* [DATA TO USE]
-- start --

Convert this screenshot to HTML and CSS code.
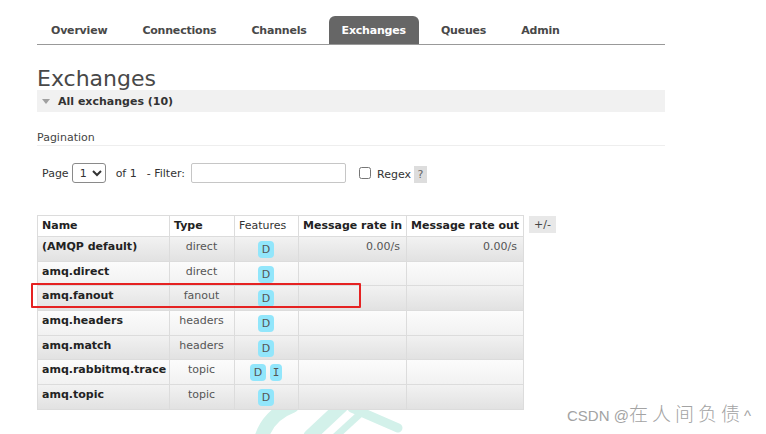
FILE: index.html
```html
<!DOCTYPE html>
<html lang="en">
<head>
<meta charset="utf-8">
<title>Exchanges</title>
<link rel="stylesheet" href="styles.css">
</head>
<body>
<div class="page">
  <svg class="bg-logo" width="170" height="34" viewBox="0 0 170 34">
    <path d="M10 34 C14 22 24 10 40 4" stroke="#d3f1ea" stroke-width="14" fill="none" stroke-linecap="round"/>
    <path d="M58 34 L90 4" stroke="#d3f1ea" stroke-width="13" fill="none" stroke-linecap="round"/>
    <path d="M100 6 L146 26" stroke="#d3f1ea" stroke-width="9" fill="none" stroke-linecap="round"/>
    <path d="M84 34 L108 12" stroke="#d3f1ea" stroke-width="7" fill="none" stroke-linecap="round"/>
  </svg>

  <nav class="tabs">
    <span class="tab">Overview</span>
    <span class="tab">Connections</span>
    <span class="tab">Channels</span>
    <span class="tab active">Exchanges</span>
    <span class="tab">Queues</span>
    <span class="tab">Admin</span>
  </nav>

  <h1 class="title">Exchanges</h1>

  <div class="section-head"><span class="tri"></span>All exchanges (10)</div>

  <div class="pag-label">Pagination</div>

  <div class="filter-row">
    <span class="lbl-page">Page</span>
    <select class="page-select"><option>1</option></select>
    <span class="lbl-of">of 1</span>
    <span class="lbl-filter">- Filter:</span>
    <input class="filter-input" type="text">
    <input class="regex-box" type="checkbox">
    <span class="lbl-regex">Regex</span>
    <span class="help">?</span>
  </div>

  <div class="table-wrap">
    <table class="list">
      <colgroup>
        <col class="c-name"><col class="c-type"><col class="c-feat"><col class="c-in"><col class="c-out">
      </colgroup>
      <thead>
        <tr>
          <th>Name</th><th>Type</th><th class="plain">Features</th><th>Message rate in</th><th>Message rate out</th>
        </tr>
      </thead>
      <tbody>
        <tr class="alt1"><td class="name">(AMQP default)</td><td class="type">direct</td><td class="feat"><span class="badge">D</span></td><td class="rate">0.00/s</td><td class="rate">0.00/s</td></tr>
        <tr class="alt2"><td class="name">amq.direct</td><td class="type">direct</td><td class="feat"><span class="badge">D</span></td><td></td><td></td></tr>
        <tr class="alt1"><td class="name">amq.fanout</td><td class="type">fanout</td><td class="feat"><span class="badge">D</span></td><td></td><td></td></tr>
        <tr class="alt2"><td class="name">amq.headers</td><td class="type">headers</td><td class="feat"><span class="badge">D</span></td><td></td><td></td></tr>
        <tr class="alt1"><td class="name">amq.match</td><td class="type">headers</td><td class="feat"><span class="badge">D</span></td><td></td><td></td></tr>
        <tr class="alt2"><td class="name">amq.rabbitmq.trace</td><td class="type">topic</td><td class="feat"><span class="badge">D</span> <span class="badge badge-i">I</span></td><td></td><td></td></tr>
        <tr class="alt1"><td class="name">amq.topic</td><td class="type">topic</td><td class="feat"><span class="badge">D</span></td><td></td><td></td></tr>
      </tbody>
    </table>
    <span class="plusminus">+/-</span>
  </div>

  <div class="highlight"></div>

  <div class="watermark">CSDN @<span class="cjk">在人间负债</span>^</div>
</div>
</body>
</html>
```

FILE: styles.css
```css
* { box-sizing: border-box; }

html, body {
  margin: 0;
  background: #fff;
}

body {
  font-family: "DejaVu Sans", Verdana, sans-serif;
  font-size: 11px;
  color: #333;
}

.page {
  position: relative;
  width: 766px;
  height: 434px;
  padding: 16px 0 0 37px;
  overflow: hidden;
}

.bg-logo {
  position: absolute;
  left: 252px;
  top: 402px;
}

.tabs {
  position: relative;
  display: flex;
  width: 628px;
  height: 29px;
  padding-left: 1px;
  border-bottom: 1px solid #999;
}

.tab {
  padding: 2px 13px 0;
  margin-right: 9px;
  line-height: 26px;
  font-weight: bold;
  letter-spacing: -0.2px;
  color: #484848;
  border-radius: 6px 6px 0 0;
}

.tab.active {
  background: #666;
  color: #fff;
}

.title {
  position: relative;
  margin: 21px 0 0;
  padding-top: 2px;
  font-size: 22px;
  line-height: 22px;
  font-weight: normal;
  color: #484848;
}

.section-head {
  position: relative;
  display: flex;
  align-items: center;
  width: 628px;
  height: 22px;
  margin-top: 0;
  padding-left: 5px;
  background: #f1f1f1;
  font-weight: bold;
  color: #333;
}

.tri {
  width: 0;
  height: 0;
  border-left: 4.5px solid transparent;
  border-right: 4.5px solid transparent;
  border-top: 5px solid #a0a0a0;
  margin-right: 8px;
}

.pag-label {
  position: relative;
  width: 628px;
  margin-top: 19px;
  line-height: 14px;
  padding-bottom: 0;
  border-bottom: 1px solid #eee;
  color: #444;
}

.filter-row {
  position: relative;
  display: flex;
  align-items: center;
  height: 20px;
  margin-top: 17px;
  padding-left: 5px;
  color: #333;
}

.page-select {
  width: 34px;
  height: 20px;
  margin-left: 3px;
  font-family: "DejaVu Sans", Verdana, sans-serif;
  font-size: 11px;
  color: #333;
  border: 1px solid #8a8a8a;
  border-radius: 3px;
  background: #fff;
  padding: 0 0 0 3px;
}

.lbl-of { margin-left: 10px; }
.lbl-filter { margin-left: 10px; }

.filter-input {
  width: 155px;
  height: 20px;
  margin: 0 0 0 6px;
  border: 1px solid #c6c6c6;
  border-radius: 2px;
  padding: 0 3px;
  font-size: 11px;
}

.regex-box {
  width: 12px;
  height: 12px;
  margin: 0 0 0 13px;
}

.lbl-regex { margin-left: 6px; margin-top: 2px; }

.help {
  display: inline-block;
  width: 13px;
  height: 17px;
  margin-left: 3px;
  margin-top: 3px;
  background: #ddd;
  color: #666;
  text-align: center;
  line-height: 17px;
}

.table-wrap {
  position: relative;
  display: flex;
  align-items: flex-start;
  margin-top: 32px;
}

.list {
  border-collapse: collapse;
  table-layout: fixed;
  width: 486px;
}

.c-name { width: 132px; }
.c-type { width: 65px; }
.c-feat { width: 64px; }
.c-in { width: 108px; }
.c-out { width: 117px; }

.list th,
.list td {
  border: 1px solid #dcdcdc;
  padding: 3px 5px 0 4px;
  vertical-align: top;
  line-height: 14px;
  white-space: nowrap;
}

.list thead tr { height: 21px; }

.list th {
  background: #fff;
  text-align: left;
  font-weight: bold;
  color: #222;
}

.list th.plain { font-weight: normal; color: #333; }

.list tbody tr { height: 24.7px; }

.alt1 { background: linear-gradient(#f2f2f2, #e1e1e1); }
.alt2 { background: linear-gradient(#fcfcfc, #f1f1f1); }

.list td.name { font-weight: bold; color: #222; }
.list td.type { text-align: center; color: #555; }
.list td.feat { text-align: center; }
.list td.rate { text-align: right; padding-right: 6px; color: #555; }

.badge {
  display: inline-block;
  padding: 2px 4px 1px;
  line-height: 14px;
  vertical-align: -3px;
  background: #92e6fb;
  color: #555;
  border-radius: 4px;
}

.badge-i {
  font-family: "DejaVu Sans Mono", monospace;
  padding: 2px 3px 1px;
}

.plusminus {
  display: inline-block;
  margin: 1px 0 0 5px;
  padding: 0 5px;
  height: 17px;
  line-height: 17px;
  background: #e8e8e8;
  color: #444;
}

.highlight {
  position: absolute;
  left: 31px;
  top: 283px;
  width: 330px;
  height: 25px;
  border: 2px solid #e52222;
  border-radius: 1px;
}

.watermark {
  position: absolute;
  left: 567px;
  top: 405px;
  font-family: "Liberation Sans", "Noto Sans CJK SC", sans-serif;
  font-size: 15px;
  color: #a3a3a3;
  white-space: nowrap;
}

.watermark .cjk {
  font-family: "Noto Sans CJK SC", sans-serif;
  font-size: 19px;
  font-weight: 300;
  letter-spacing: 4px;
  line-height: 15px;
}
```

-- end --
-- start --

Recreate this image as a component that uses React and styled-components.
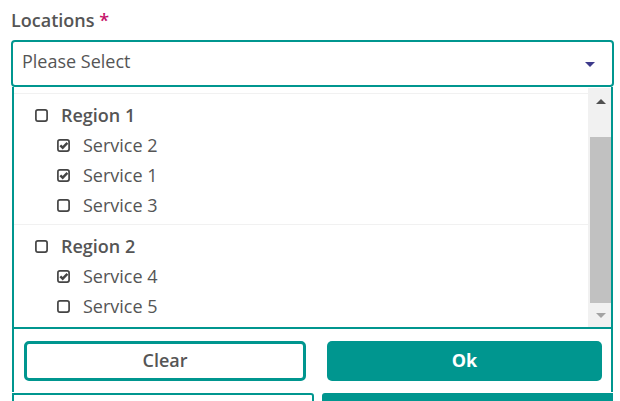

-- end --
-- start --

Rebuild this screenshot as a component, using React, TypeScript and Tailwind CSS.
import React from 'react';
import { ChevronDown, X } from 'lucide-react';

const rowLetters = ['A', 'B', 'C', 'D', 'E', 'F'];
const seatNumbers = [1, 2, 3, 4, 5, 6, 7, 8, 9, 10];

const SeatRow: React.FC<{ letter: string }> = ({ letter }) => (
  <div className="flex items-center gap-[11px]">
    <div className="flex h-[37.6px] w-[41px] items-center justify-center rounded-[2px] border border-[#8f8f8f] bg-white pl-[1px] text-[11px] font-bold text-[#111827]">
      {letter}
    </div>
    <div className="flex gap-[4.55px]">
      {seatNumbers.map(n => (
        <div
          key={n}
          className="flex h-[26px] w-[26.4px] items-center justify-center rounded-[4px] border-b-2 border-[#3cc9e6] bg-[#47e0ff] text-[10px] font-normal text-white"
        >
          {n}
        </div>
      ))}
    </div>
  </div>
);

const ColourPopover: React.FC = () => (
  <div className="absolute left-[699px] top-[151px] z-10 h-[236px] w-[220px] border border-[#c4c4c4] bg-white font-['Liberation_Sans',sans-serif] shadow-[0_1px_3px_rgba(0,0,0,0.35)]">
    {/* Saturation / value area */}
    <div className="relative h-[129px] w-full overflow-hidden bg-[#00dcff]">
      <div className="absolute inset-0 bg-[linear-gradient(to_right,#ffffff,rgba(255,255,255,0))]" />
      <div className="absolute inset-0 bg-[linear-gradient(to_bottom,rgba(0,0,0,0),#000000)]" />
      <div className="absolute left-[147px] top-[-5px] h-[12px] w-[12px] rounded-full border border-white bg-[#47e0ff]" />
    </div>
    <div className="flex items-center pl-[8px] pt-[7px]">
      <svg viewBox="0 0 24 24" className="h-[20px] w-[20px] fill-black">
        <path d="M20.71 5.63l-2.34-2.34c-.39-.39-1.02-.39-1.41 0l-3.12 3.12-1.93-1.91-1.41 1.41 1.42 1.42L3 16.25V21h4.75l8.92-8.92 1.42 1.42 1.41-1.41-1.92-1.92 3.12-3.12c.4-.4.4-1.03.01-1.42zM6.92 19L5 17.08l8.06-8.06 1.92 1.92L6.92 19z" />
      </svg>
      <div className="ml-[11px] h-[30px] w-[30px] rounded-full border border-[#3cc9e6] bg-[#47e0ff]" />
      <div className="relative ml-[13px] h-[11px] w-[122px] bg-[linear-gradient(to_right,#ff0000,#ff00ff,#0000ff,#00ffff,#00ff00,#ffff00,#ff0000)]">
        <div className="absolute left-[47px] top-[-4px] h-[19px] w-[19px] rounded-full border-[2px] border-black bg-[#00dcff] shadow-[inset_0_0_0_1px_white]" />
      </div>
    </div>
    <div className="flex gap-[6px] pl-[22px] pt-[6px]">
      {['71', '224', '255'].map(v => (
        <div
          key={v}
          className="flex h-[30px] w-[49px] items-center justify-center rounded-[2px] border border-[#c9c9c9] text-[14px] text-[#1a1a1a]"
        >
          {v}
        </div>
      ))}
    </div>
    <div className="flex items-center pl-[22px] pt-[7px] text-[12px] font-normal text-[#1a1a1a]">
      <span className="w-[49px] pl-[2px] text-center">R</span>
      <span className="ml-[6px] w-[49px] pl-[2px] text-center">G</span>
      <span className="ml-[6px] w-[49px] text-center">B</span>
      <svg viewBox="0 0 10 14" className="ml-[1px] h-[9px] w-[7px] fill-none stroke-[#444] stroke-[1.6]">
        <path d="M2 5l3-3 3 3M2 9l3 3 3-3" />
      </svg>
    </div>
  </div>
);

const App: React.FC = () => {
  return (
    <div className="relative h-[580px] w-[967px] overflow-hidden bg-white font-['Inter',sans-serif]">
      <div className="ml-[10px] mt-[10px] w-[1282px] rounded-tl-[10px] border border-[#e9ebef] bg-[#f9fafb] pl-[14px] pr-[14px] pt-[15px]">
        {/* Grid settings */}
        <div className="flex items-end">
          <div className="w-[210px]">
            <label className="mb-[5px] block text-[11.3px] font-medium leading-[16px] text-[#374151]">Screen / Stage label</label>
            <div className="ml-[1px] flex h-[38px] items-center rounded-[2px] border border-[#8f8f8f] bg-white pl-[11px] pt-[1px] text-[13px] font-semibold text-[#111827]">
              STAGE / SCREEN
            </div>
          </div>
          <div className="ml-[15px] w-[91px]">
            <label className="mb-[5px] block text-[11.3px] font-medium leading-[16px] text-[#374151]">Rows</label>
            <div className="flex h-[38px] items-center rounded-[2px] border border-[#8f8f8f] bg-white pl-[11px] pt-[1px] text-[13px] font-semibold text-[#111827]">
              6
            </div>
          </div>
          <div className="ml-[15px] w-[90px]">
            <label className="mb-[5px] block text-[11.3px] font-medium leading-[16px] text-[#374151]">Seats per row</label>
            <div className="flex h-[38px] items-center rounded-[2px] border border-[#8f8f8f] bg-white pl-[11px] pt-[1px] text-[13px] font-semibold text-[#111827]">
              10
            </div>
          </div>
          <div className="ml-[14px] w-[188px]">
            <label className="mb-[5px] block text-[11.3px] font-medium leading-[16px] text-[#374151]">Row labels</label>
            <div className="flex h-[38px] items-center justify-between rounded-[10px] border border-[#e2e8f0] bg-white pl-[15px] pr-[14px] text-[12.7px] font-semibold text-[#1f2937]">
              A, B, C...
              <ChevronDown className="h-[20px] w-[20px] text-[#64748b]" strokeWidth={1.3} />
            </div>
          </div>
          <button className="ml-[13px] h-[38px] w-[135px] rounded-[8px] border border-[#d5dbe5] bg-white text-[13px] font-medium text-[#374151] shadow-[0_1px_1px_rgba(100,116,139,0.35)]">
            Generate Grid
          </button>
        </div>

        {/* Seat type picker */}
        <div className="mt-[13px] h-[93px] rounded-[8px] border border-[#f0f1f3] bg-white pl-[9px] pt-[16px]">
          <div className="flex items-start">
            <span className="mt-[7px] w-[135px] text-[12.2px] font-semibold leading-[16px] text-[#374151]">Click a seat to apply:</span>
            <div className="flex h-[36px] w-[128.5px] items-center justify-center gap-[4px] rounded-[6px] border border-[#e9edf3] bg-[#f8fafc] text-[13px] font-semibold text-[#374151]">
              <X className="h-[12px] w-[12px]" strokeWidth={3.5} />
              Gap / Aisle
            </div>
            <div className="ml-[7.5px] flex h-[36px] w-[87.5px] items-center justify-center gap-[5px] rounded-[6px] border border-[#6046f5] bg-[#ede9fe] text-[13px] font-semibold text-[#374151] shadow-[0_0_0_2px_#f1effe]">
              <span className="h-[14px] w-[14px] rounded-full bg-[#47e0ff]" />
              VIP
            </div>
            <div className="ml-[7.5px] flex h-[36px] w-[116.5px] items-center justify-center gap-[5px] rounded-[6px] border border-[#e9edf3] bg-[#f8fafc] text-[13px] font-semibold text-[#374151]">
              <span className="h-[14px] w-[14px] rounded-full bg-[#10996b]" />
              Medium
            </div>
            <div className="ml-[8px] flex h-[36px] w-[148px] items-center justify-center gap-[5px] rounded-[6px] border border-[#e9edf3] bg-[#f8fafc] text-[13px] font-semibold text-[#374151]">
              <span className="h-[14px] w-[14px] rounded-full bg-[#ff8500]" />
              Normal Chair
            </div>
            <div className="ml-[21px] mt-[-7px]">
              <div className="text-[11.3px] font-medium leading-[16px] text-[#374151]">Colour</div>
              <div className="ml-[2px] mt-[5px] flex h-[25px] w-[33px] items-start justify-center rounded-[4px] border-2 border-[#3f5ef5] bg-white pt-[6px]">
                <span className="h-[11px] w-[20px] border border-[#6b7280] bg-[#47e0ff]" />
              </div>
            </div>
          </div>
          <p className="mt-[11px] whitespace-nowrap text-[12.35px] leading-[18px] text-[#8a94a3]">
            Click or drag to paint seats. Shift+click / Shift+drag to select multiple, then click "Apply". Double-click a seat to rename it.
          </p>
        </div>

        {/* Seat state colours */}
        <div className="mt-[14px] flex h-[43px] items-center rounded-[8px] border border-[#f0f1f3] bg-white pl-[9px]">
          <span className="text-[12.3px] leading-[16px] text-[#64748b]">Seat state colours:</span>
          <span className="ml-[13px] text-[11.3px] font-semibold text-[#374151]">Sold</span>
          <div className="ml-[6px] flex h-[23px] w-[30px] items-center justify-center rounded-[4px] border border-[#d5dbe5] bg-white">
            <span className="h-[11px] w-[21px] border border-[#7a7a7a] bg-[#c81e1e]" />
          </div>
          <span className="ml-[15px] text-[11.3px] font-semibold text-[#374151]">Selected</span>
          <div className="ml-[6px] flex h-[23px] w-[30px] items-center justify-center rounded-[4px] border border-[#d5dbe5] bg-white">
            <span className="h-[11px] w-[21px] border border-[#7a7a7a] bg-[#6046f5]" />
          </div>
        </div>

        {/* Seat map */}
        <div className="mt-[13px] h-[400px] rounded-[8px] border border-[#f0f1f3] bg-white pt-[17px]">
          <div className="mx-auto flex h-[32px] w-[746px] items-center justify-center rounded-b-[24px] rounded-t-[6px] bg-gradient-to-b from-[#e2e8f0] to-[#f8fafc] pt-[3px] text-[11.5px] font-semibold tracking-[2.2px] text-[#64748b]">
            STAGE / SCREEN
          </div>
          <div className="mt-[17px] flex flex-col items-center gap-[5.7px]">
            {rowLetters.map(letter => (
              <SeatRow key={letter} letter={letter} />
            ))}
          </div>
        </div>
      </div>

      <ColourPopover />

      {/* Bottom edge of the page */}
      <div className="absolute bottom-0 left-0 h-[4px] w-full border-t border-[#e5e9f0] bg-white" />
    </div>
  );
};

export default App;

-- end --

Look back at the entries above. Retype the line with "Rebuild this screenshot", the line with "7, 8, 9, 10];", and all lines in between.

Rebuild this screenshot as a component, using React, TypeScript and Tailwind CSS.
import React from 'react';
import { ChevronDown, X } from 'lucide-react';

const rowLetters = ['A', 'B', 'C', 'D', 'E', 'F'];
const seatNumbers = [1, 2, 3, 4, 5, 6, 7, 8, 9, 10];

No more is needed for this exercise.